Sometimes we are faced with those issues of the world that call us to question those walls that we have placed within our lives. Those standards of who is in and who is out. Who is worthy and who is not. Earlier this week in the Tuesday Bible study we spent some time on this text and I found myself summarizing the Cannanite woman’s argument like this, “Are you willing to withhold salvation for my daughter because I am not Jewish and you think I am not worthy even though I have faith?” 

Yes, my summary leaves out the dialogue between the woman and Jesus, but it gets to the heart of the debate taking place. And it points to those arguments that take place in churches all around the world today when we have higher expectations of others than we do for ourselves in regards to salvation. 

As we find ourselves being faced with the brokenness of the world, and even in those spaces where we are called to question those unwritten requirements to salvation, we are still called to reflect Christ in all that we do. We are called to be present in those places where brokenness abounds at the minimum. 

Simply being present with communities that are being oppressed, or shunned tells them that they are not alone. That there are people who are willing to hear their stories, willing to listen to their pain and be present, when they may feel alone otherwise. 

It means speaking up for change in our society, and uplifting the voices of the ignored. And speaking out against those who would seek to further oppress those in our community with false rhetoric or hate speech. 

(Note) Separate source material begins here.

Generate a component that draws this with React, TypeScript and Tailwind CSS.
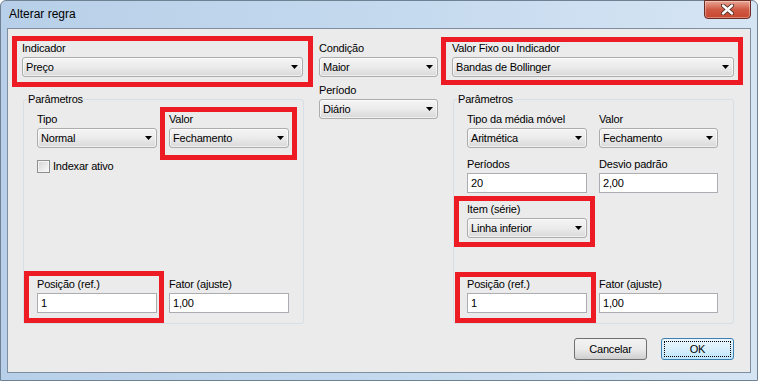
import React from 'react';

const RED = 'border-[5px] border-[#ed1c24]';

function Arrow() {
  return (
    <svg width="7" height="4" viewBox="0 0 7 4">
      <path d="M0 0H7L3.5 4Z" fill="#000" />
    </svg>
  );
}

function Combo({ value, w }: { value: string; w: string }) {
  return (
    <div className={`${w} h-[20px] flex items-center justify-between pl-[3px] pr-[4px] rounded-[3px] border border-[#acacac] bg-gradient-to-b from-[#f5f5f5] via-[#ebebeb] to-[#d9d9d9] shadow-[inset_0_0_0_1px_rgba(255,255,255,0.6)]`}>
      <span className="whitespace-nowrap">{value}</span>
      <Arrow />
    </div>
  );
}

function TextBox({ value, w }: { value: string; w: string }) {
  return (
    <div className={`${w} h-[20px] flex items-center pl-[3px] bg-white border border-[#abadb3]`}>
      {value}
    </div>
  );
}

function Field({ label, children }: { label: string; children: React.ReactNode }) {
  return (
    <div className="flex flex-col">
      <div className="h-[13px] leading-[13px] mb-[2px] whitespace-nowrap">{label}</div>
      {children}
    </div>
  );
}

function Group({ children }: { children: React.ReactNode }) {
  return (
    <div className="w-[281px] h-[225px] border border-[#d5dfe5] rounded-[3px] flex flex-col pl-[13px] pb-[10px]">
      <span className="-mt-[7px] -ml-[10px] w-fit px-[1px] h-[13px] leading-[13px] bg-[#ebebeb]">Parâmetros</span>
      {children}
    </div>
  );
}

function Button({ label, primary }: { label: string; primary?: boolean }) {
  return (
    <div
      className={
        primary
          ? 'w-[73px] h-[22px] flex items-center justify-center rounded-[3px] border border-[#3c7fb1] bg-gradient-to-b from-[#eaf6fd] via-[#d9f0fc] to-[#bee6fd] outline-1 outline-dotted outline-black -outline-offset-4'
          : 'w-[73px] h-[22px] flex items-center justify-center rounded-[3px] border border-[#707070] bg-gradient-to-b from-[#f2f2f2] via-[#ebebeb] to-[#cfcfcf]'
      }
    >
      {label}
    </div>
  );
}

export default function App() {
  return (
    <div className="w-[758px] h-[381px] flex flex-col rounded-t-[6px] border border-[#6f8294] bg-gradient-to-r from-[#b7cfe8] via-[#c4d9ee] to-[#d6e5f4] font-['Liberation_Sans',Arial,sans-serif] text-[11px] tracking-[-0.2px] text-black">
      {/* title bar */}
      <div className="h-[27px] flex justify-between">
        <div className="pl-[8px] pt-[6px] text-[12px] leading-[15px] tracking-normal">Alterar regra</div>
        <div className="-mt-[1px] mr-[6px] w-[47px] h-[19px] flex items-center justify-center rounded-b-[4px] border border-[#6b2a22] bg-gradient-to-b from-[#e8a595] via-[#cf5a44] to-[#c9452f] shadow-[inset_0_0_0_1px_rgba(255,255,255,0.35)]">
          <svg width="13" height="11" viewBox="0 0 13 11">
            <path d="M2 1.5L11 9.5M11 1.5L2 9.5" stroke="#4a2a26" strokeWidth="4.2" strokeLinecap="round" />
            <path d="M2 1.5L11 9.5M11 1.5L2 9.5" stroke="#fff" strokeWidth="2.4" strokeLinecap="round" />
          </svg>
        </div>
      </div>

      {/* client area */}
      <div className="flex-1 mx-[6px] mb-[7px] border border-[#7f8fa0] bg-[#ebebeb] flex flex-col pt-[7px] pl-[4px]">
        <div className="flex items-start">
          {/* left column */}
          <div className="flex flex-col">
            <div className={`${RED} w-[301px] pl-[5px] pt-[1px] pr-[5px] pb-[5px]`}>
              <Field label="Indicador">
                <Combo value="Preço" w="w-full" />
              </Field>
            </div>
            <div className="mt-[12px] ml-[11px]">
              <Group>
                <div className="flex mt-[7px]">
                  <Field label="Tipo">
                    <Combo value="Normal" w="w-[120px]" />
                  </Field>
                  <div className={`${RED} ml-[3px] -mt-[6px] -mb-[12px] -mr-[8px] pl-[4px] pt-[1px] pr-[3px] pb-[7px]`}>
                    <Field label="Valor">
                      <Combo value="Fechamento" w="w-[120px]" />
                    </Field>
                  </div>
                </div>
                <div className="flex items-center gap-[3px] mt-[12px] h-[13px]">
                  <div className="w-[13px] h-[13px] border border-[#8e8f8f] bg-gradient-to-br from-[#d4d4d4] to-[#fbfbfb] shadow-[inset_0_0_0_1px_#f4f4f4]" />
                  <span className="leading-[13px]">Indexar ativo</span>
                </div>
                <div className="flex mt-auto">
                  <div className={`${RED} -ml-[13px] -mt-[7px] -mb-[10px] -mr-[7px] pl-[8px] pt-[2px] pr-[2px] pb-[5px]`}>
                    <Field label="Posição (ref.)">
                      <TextBox value="1" w="w-[120px]" />
                    </Field>
                  </div>
                  <div className="ml-[12px]">
                    <Field label="Fator (ajuste)">
                      <TextBox value="1,00" w="w-[120px]" />
                    </Field>
                  </div>
                </div>
              </Group>
            </div>
          </div>

          {/* middle column */}
          <div className="ml-[6px] pt-[6px] w-[119px] flex flex-col">
            <Field label="Condição">
              <Combo value="Maior" w="w-full" />
            </Field>
            <div className="mt-[7px]">
              <Field label="Período">
                <Combo value="Diário" w="w-full" />
              </Field>
            </div>
          </div>

          {/* right column */}
          <div className="ml-[3px] pt-[1px] flex flex-col">
            <div className={`${RED} w-[302px] pl-[6px] pr-[4px] pb-[3px]`}>
              <Field label="Valor Fixo ou Indicador">
                <Combo value="Bandas de Bollinger" w="w-full" />
              </Field>
            </div>
            <div className="mt-[14px] ml-[12px]">
              <Group>
                <div className="flex mt-[7px]">
                  <Field label="Tipo da média móvel">
                    <Combo value="Aritmética" w="w-[120px]" />
                  </Field>
                  <div className="ml-[12px]">
                    <Field label="Valor">
                      <Combo value="Fechamento" w="w-[119px]" />
                    </Field>
                  </div>
                </div>
                <div className="flex mt-[10px]">
                  <Field label="Períodos">
                    <TextBox value="20" w="w-[120px]" />
                  </Field>
                  <div className="ml-[12px]">
                    <Field label="Desvio padrão">
                      <TextBox value="2,00" w="w-[119px]" />
                    </Field>
                  </div>
                </div>
                <div className={`${RED} self-start mt-[3px] -ml-[13px] -mb-[9px] pl-[8px] pt-[2px] pr-[3px] pb-[4px]`}>
                  <Field label="Item (série)">
                    <Combo value="Linha inferior" w="w-[120px]" />
                  </Field>
                </div>
                <div className="flex mt-auto">
                  <div className={`${RED} -ml-[12px] -mt-[6px] -mb-[10px] -mr-[9px] pl-[7px] pt-[1px] pr-[4px] pb-[5px]`}>
                    <Field label="Posição (ref.)">
                      <TextBox value="1" w="w-[120px]" />
                    </Field>
                  </div>
                  <div className="ml-[12px]">
                    <Field label="Fator (ajuste)">
                      <TextBox value="1,00" w="w-[119px]" />
                    </Field>
                  </div>
                </div>
              </Group>
            </div>
          </div>
        </div>

        {/* buttons */}
        <div className="flex justify-end gap-[14px] mt-[14px] pr-[16px]">
          <Button label="Cancelar" />
          <Button label="OK" primary />
        </div>
      </div>
    </div>
  );
}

To say that we are a community called by God to reflect Christ in our actions, is simple, forgets that the ministry Jesus calls us into is difficult and hard work. It forgets that as we are called to reflect Christ in the world so much so that others are able to better understand who the divine is because they know us, puts a great deal of responsibility on our shoulders. We should always be mindful of how we behave and treat others, especially how we listen to the cries of the oppressed and respond accordingly.